In dealing with each new season - with the future - we must think about two things: what might happen, and the probability of it happening.
And so it went, with pessimism feeding on itself. Last spring, AU fans or observers who dared to point to strengths such as the arrival of a high octane coaching staff were generally beaten down by the thundering herd of pessimists, or at a minimum told it would take three years. And with a degree of justification – 2008 was just that epic as a failure, as both team and coaches found new ways to display bungling with each passing week.
Possible? After the hiring of Gene Chizik, Jordan-Hare stadium could have been swallowed up by the earth in a seismic shift of the earth plates, with scientists discovering later that the San Andreas Fault had an as yet undetected line into Lee County, Alabama. Auburn could have slid into further disarray as a team, and opened the 2009 season with back to back upset losses, and negative offensive yardage.
This just in – neither has occurred. Two games in – and only two – one thing is radiantly clear: rumors of the Auburn Tigers’ demise were greatly exaggerated. Drink a deep gulp of the Auburn Spirit, negative nancies. It is perfectly rational to proudly declare the breathtaking team chemistry that is obvious without going giddy like a crimson koolaider. And if you are of the sturdier fan psychology, and are watching closely (which can be done on the AU football reality show, Auburn Every Day), you have seen glimpses. Coach Gene Chizik is displaying the qualities of a champion. His players universally love him after but one spring and summer, and by all evidence, will run through a wall for him, and for the assistants he assembled. He choreographed a remarkable resolution of the quarterback controversy, managing with his own evil genius, Gus Malzahn, to have created an equal number of smiles and on the field results from both Kodi Burns and Chris Todd. The fan base is stirred to a near frenzy. Careful and skeptical, sure, but delightfully upbeat about the future as recruits we only dreamed about getting on campus are well within Chizik’s reach by next February. None of this guarantees a win this Saturday against a solid West Virginia team, but the probabilities are growing. I, for one, have no intention of betting against this coaching staff’s future success.
Sitting as we are now, on the precipice of a revenge game on a national stage, it may be time to follow the lead of the man with the backward ball cap, Trooper Taylor. Let it all hang out. Leave doubt and restraint for the couch potatoes who stayed home on game day. Act as if ye believe, and belief will be given unto ye. Come to think of it, sounds like what football fandom is all about in the first place.

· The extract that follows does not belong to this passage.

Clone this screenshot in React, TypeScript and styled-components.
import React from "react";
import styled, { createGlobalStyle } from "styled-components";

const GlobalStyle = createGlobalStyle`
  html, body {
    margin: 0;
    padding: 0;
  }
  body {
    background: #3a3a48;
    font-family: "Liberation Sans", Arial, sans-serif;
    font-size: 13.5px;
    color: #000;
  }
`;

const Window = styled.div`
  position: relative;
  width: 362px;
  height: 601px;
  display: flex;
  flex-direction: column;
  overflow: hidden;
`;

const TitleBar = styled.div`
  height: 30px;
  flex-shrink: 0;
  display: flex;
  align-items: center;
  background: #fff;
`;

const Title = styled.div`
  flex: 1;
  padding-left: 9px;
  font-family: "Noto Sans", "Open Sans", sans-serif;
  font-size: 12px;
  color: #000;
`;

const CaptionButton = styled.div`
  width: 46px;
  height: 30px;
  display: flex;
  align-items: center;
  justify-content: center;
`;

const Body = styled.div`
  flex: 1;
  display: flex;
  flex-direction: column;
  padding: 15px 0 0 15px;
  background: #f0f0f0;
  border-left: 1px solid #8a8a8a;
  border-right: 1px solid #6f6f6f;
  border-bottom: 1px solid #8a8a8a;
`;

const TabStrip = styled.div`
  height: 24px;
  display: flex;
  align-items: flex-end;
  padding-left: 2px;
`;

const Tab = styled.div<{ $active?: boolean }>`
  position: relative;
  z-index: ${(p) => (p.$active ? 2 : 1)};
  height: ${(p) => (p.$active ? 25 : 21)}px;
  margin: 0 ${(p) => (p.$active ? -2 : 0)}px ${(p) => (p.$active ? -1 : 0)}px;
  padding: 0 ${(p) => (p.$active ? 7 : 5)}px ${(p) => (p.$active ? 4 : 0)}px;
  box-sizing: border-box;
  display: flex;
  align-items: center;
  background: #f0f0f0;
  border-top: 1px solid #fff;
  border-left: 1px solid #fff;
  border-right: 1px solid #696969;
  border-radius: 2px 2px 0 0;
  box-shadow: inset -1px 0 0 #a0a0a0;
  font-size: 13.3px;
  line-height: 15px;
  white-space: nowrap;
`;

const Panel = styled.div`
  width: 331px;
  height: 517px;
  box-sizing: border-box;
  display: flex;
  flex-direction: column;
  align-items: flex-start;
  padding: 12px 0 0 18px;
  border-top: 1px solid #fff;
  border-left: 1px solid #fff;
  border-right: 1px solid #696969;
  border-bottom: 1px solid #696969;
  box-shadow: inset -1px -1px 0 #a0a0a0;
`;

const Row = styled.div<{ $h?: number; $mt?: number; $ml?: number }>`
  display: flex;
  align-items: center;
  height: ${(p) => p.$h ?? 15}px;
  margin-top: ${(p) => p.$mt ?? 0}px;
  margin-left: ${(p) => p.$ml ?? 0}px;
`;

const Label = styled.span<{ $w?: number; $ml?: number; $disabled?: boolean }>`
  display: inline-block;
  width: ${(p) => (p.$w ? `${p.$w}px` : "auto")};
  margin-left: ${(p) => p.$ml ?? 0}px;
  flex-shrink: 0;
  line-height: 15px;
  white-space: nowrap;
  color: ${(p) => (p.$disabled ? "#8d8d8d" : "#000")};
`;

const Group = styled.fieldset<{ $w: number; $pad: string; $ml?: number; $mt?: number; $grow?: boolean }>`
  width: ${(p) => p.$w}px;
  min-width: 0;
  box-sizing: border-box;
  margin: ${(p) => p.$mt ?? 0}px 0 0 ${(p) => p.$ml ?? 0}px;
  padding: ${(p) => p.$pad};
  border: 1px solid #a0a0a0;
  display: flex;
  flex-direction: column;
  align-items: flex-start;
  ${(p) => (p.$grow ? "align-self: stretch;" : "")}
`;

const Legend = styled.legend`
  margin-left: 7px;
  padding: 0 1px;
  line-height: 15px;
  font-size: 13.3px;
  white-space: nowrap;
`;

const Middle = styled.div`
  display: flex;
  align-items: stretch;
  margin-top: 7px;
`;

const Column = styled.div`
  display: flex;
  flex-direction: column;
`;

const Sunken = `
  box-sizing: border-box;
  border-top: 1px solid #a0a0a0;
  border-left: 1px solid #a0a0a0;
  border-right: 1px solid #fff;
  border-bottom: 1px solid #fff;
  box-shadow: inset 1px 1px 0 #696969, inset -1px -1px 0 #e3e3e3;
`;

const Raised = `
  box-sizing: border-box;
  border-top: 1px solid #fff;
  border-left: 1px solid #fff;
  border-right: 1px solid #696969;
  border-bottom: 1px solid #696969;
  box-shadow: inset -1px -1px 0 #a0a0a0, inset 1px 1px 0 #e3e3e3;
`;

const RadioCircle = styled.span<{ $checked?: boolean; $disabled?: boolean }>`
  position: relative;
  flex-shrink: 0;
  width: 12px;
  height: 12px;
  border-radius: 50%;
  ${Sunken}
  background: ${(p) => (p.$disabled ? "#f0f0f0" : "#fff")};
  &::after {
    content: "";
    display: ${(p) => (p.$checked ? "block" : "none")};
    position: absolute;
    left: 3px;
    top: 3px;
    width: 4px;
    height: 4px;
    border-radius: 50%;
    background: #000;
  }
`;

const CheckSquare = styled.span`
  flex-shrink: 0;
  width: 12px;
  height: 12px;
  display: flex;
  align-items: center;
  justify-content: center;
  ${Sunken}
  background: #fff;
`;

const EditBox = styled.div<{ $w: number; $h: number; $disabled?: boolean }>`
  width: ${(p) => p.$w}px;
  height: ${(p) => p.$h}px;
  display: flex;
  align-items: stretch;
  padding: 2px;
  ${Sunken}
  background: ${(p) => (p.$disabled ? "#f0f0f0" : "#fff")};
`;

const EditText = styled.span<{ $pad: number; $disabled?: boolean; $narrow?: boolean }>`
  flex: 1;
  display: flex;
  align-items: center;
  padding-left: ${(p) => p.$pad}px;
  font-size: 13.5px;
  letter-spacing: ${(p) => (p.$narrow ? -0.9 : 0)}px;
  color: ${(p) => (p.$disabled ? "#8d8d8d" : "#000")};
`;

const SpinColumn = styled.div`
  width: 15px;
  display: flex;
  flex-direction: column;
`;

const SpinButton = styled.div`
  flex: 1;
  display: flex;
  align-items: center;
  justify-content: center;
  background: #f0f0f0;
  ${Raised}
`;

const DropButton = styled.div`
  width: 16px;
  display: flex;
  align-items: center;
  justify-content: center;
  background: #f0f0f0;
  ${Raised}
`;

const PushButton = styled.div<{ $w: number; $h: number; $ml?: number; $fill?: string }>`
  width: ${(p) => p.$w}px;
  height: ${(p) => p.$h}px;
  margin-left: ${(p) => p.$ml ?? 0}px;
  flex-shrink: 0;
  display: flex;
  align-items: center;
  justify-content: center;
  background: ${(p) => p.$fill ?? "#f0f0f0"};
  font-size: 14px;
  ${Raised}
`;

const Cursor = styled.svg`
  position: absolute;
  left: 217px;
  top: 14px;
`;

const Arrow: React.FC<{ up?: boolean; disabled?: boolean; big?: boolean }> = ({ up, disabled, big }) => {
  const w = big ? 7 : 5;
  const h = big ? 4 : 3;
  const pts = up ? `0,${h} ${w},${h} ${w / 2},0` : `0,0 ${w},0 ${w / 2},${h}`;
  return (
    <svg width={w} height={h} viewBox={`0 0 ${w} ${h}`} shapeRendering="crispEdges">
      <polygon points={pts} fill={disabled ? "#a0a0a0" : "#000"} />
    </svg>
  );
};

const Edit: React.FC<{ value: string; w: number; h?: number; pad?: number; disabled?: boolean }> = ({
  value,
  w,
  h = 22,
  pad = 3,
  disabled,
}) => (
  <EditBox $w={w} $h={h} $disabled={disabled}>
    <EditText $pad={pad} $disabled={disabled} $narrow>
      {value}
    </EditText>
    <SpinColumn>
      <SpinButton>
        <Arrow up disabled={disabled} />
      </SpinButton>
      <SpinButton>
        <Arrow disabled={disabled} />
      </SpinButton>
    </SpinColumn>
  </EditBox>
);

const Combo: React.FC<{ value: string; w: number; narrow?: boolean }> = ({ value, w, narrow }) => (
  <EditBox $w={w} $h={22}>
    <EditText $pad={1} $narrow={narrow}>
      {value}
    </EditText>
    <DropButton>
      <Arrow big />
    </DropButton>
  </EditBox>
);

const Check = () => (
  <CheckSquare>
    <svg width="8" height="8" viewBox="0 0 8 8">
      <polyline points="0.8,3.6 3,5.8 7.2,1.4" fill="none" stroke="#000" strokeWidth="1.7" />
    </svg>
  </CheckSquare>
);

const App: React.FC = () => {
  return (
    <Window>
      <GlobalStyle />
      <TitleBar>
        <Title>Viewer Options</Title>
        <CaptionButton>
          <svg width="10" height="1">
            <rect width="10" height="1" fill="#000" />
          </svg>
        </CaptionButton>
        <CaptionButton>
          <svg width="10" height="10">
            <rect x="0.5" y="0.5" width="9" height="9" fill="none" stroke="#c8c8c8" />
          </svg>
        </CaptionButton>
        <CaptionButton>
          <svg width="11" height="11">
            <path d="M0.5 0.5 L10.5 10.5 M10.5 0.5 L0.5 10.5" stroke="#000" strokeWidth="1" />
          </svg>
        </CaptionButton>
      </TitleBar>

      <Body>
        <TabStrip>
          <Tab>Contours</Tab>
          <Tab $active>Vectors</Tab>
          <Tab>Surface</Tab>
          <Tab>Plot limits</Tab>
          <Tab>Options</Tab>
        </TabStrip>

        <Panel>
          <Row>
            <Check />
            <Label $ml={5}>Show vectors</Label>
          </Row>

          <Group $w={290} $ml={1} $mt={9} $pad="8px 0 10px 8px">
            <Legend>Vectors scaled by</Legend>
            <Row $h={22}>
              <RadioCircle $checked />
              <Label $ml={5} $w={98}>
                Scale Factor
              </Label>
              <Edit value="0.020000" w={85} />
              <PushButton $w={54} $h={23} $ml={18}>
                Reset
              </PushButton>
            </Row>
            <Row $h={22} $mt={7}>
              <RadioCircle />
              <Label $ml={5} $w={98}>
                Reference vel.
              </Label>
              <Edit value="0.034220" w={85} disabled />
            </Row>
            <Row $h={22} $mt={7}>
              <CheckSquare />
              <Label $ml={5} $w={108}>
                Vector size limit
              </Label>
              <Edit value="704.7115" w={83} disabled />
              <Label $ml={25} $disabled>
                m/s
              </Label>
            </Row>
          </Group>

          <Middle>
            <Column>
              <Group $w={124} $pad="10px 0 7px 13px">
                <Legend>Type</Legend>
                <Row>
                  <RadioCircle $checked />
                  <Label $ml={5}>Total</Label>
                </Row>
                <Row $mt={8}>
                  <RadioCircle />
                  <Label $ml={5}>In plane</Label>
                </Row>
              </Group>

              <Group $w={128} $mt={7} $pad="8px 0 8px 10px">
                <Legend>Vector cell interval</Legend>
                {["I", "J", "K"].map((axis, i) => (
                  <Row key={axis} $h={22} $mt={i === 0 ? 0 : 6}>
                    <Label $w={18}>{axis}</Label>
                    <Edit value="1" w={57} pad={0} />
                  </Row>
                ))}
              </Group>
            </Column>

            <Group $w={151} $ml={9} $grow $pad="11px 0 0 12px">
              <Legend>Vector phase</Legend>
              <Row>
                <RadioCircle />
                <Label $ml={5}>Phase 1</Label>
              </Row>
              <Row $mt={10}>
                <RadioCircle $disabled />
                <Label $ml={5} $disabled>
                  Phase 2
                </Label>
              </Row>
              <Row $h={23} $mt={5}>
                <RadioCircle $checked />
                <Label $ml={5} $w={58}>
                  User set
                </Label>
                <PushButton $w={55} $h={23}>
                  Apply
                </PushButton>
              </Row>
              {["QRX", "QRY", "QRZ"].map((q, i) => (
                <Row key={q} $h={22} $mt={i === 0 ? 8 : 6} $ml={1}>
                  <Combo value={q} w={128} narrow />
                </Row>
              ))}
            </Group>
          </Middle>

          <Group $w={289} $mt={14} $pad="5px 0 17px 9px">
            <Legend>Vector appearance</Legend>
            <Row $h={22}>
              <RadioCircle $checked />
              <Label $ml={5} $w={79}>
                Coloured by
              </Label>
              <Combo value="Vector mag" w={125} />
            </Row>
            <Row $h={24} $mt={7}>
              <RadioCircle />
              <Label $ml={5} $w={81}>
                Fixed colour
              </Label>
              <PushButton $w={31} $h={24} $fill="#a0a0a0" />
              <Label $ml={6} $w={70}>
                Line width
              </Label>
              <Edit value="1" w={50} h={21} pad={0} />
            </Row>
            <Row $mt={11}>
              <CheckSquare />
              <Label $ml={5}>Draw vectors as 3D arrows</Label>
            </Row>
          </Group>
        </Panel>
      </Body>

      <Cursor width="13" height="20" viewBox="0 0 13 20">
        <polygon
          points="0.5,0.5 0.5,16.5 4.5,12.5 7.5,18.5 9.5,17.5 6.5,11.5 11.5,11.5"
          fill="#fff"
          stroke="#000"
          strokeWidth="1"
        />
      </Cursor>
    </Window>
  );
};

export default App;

Not long after Coach Chizik’s arrival at Auburn, I had the privilege of meeting and hosting he and his lovely wife, Jonna, at a charitable event. At some point, I told Jonna how excited we were to have Coach Chizik back at Auburn. She stopped, stared confidently at me, turned and pointed at Gene twenty paces away, looked back at me, and said with a steely glance, “He’s the real deal.” It was hardly the scripted, inauthentic line of a coach’s wife – it was the declaration of a truth held by the woman who knows the Auburn head football coach better than anyone on this good earth.
Mrs. Chizik, I believe. And besides, the probabilities are growing weekly that you are dead on.